Records for this task -
::::::

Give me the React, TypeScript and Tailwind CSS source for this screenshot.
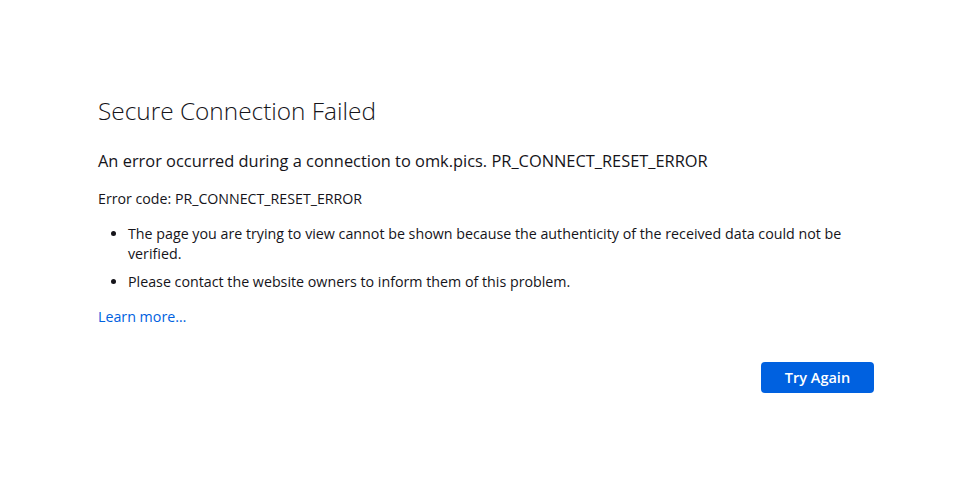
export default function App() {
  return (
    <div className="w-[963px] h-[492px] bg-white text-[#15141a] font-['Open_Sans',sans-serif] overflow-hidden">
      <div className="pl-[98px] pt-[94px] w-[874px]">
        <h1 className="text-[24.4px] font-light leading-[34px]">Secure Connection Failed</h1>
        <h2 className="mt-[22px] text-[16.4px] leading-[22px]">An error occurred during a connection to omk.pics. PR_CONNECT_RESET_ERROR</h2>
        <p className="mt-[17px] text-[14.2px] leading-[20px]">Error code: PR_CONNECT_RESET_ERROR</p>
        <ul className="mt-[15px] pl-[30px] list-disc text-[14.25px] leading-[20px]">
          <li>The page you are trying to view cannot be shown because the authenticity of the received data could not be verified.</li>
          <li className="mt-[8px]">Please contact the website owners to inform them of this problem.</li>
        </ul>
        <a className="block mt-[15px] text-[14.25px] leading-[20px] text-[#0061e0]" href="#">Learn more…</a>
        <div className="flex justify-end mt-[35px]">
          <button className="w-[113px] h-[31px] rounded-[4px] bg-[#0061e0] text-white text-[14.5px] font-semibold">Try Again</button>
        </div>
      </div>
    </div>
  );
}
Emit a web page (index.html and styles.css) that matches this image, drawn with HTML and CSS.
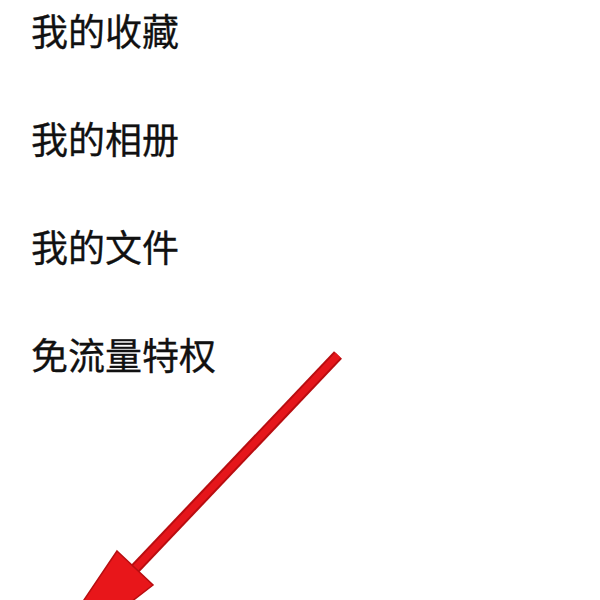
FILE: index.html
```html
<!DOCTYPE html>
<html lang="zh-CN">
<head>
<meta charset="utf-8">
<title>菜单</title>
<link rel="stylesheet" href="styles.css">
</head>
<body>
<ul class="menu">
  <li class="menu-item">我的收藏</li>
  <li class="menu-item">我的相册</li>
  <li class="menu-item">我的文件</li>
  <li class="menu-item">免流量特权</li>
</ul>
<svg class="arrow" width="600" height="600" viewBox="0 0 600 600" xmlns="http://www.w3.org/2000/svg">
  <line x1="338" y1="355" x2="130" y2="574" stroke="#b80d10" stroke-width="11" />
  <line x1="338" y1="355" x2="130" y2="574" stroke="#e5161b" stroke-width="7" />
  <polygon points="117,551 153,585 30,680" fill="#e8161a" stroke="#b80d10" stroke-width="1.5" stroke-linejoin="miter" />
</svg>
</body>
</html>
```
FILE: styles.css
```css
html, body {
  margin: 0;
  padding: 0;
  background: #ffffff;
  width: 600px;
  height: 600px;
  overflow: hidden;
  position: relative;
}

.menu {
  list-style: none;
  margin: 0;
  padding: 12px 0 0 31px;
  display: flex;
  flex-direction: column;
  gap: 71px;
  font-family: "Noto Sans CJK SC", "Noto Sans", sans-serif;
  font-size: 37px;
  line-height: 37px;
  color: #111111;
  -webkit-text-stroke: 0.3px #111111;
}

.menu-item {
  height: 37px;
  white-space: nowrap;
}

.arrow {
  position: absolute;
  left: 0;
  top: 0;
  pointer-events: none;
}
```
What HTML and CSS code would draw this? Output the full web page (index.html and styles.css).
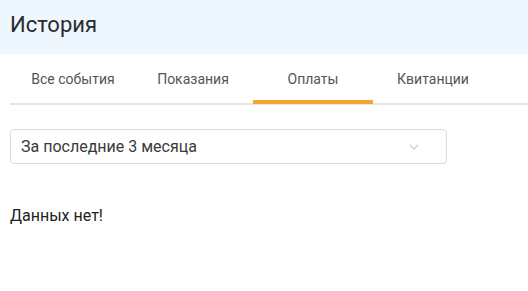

::::::

What you will do - All of the entries above should be copied exactly, except for the pictures.

Exercise response -
Give me the React, TypeScript and Tailwind CSS source for this screenshot.
export default function App() {
  return (
    <div className="w-[963px] h-[492px] bg-white text-[#15141a] font-['Open_Sans',sans-serif] overflow-hidden">
      <div className="pl-[98px] pt-[94px] w-[874px]">
        <h1 className="text-[24.4px] font-light leading-[34px]">Secure Connection Failed</h1>
        <h2 className="mt-[22px] text-[16.4px] leading-[22px]">An error occurred during a connection to omk.pics. PR_CONNECT_RESET_ERROR</h2>
        <p className="mt-[17px] text-[14.2px] leading-[20px]">Error code: PR_CONNECT_RESET_ERROR</p>
        <ul className="mt-[15px] pl-[30px] list-disc text-[14.25px] leading-[20px]">
          <li>The page you are trying to view cannot be shown because the authenticity of the received data could not be verified.</li>
          <li className="mt-[8px]">Please contact the website owners to inform them of this problem.</li>
        </ul>
        <a className="block mt-[15px] text-[14.25px] leading-[20px] text-[#0061e0]" href="#">Learn more…</a>
        <div className="flex justify-end mt-[35px]">
          <button className="w-[113px] h-[31px] rounded-[4px] bg-[#0061e0] text-white text-[14.5px] font-semibold">Try Again</button>
        </div>
      </div>
    </div>
  );
}
Emit a web page (index.html and styles.css) that matches this image, drawn with HTML and CSS.
FILE: index.html
```html
<!DOCTYPE html>
<html lang="zh-CN">
<head>
<meta charset="utf-8">
<title>菜单</title>
<link rel="stylesheet" href="styles.css">
</head>
<body>
<ul class="menu">
  <li class="menu-item">我的收藏</li>
  <li class="menu-item">我的相册</li>
  <li class="menu-item">我的文件</li>
  <li class="menu-item">免流量特权</li>
</ul>
<svg class="arrow" width="600" height="600" viewBox="0 0 600 600" xmlns="http://www.w3.org/2000/svg">
  <line x1="338" y1="355" x2="130" y2="574" stroke="#b80d10" stroke-width="11" />
  <line x1="338" y1="355" x2="130" y2="574" stroke="#e5161b" stroke-width="7" />
  <polygon points="117,551 153,585 30,680" fill="#e8161a" stroke="#b80d10" stroke-width="1.5" stroke-linejoin="miter" />
</svg>
</body>
</html>
```
FILE: styles.css
```css
html, body {
  margin: 0;
  padding: 0;
  background: #ffffff;
  width: 600px;
  height: 600px;
  overflow: hidden;
  position: relative;
}

.menu {
  list-style: none;
  margin: 0;
  padding: 12px 0 0 31px;
  display: flex;
  flex-direction: column;
  gap: 71px;
  font-family: "Noto Sans CJK SC", "Noto Sans", sans-serif;
  font-size: 37px;
  line-height: 37px;
  color: #111111;
  -webkit-text-stroke: 0.3px #111111;
}

.menu-item {
  height: 37px;
  white-space: nowrap;
}

.arrow {
  position: absolute;
  left: 0;
  top: 0;
  pointer-events: none;
}
```
What HTML and CSS code would draw this? Output the full web page (index.html and styles.css).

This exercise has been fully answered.